» Problem requirements: Tally the lines that contain the string "React" and give the number by itself.

» Input:
● ● ● ●

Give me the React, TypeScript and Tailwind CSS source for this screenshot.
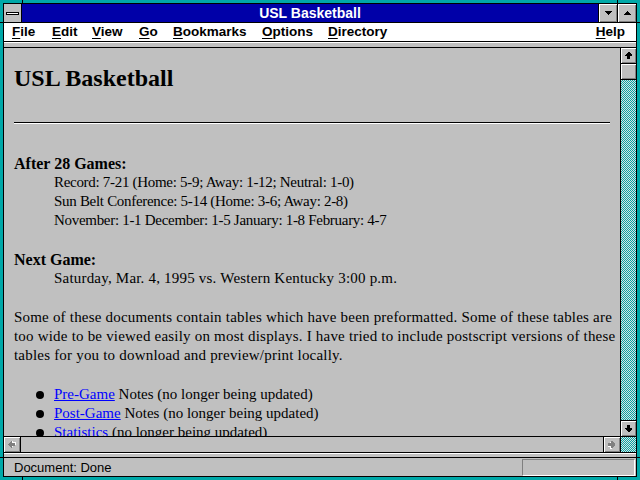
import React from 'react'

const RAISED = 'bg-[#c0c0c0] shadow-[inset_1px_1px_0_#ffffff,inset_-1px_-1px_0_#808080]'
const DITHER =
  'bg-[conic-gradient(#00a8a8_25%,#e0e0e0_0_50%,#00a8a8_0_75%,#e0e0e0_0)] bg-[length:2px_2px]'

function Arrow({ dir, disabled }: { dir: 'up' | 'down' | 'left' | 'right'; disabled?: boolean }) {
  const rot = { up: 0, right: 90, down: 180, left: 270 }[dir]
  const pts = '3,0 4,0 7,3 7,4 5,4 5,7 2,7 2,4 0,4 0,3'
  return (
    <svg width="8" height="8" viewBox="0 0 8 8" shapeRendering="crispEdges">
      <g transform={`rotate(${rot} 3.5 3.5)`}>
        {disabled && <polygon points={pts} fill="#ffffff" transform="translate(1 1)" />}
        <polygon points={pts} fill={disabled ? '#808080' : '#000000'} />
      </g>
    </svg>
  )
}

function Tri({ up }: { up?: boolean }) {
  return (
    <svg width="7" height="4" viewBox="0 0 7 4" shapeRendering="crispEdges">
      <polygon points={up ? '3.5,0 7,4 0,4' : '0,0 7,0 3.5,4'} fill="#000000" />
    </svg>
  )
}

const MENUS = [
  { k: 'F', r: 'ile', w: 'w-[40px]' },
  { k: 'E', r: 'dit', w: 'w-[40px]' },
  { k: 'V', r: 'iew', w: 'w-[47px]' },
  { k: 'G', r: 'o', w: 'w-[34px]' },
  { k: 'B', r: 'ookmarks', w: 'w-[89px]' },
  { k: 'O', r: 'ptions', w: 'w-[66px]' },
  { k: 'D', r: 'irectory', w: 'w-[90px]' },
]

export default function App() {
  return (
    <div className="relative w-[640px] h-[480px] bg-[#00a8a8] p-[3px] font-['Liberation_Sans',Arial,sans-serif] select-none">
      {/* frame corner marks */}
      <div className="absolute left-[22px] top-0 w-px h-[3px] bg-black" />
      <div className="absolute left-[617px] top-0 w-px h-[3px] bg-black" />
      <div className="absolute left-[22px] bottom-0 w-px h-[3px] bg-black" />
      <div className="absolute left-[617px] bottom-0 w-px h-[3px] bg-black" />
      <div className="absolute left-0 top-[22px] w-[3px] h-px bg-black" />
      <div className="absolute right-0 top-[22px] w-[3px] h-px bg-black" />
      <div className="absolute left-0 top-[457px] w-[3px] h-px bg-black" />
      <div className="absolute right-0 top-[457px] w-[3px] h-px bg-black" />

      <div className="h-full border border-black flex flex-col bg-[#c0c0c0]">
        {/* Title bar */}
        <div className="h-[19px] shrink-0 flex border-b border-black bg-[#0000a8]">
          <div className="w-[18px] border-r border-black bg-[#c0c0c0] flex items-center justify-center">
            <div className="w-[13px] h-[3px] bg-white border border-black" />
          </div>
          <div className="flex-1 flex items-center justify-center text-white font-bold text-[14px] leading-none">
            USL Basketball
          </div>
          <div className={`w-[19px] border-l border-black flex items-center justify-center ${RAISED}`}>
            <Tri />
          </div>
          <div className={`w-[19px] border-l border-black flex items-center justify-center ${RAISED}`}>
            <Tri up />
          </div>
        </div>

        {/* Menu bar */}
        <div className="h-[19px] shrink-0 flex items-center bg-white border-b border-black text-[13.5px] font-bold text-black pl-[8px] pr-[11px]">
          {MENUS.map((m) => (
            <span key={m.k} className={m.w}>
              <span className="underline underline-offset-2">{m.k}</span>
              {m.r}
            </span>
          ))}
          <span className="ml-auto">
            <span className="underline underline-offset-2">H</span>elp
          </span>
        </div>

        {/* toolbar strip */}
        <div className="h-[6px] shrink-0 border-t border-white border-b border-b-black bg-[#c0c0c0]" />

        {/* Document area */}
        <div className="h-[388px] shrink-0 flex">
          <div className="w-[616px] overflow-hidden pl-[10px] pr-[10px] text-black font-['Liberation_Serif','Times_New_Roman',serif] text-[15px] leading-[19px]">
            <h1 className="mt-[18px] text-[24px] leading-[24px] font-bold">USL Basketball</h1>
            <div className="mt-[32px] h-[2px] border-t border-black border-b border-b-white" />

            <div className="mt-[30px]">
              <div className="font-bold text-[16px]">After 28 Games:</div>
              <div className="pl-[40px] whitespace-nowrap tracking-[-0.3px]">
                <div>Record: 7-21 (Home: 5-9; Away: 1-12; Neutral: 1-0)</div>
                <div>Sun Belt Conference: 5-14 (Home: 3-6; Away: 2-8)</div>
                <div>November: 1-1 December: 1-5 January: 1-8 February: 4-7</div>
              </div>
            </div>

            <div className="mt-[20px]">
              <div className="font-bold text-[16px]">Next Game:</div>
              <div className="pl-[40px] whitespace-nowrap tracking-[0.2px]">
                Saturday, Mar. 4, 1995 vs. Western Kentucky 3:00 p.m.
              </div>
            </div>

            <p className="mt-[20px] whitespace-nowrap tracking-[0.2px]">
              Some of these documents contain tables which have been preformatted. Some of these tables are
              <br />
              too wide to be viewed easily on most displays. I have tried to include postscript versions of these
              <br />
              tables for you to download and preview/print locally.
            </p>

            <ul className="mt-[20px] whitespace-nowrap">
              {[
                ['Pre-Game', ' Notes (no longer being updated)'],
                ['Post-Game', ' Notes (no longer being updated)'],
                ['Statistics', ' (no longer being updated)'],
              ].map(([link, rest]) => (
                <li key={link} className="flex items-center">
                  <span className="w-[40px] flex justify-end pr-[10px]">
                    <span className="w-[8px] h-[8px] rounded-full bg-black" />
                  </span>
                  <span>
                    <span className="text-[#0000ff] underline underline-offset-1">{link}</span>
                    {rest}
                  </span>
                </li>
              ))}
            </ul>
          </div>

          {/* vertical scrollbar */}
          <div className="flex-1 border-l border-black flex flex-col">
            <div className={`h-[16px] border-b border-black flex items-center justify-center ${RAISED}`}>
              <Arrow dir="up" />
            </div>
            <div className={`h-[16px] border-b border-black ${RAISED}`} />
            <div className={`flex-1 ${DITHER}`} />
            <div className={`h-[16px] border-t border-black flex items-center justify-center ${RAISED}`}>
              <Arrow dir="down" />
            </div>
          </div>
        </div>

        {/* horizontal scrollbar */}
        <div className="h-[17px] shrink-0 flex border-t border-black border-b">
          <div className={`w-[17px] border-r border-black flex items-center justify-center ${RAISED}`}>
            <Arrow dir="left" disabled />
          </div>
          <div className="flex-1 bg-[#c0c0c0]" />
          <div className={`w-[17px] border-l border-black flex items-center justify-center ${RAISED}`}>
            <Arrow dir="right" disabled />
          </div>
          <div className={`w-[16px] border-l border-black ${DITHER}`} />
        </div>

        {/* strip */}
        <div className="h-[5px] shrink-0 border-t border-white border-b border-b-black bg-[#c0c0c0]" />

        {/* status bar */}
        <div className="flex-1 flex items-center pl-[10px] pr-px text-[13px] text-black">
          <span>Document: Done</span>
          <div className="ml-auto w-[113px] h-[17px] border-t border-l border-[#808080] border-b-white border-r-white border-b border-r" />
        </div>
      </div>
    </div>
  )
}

● ● ● ●

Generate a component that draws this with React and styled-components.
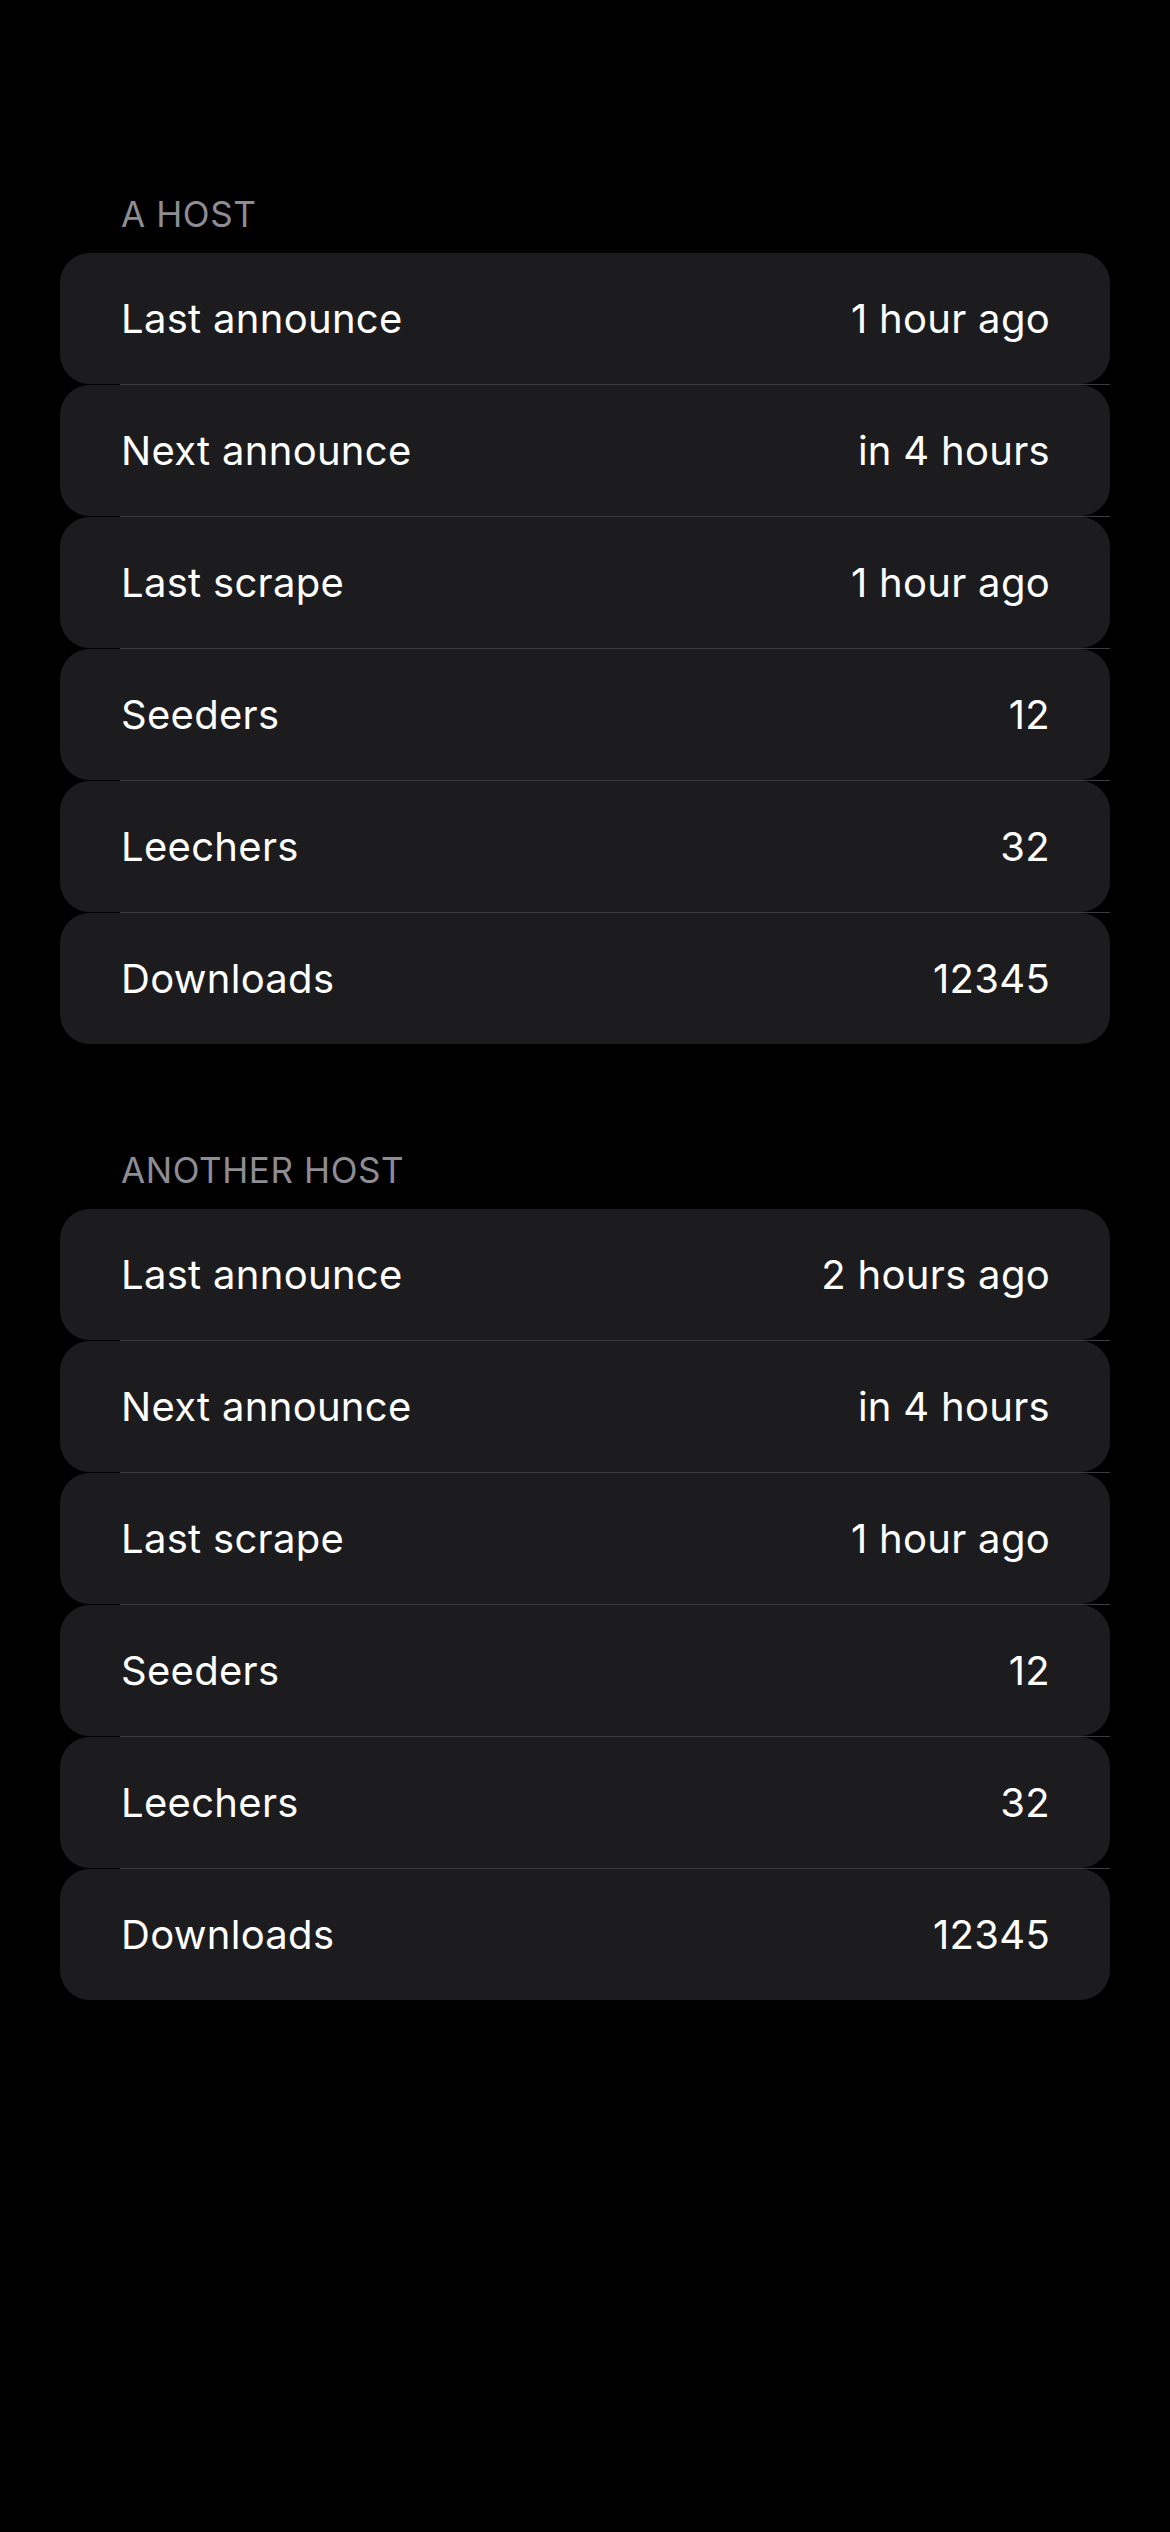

● ● ● ●

» Output of the task: 3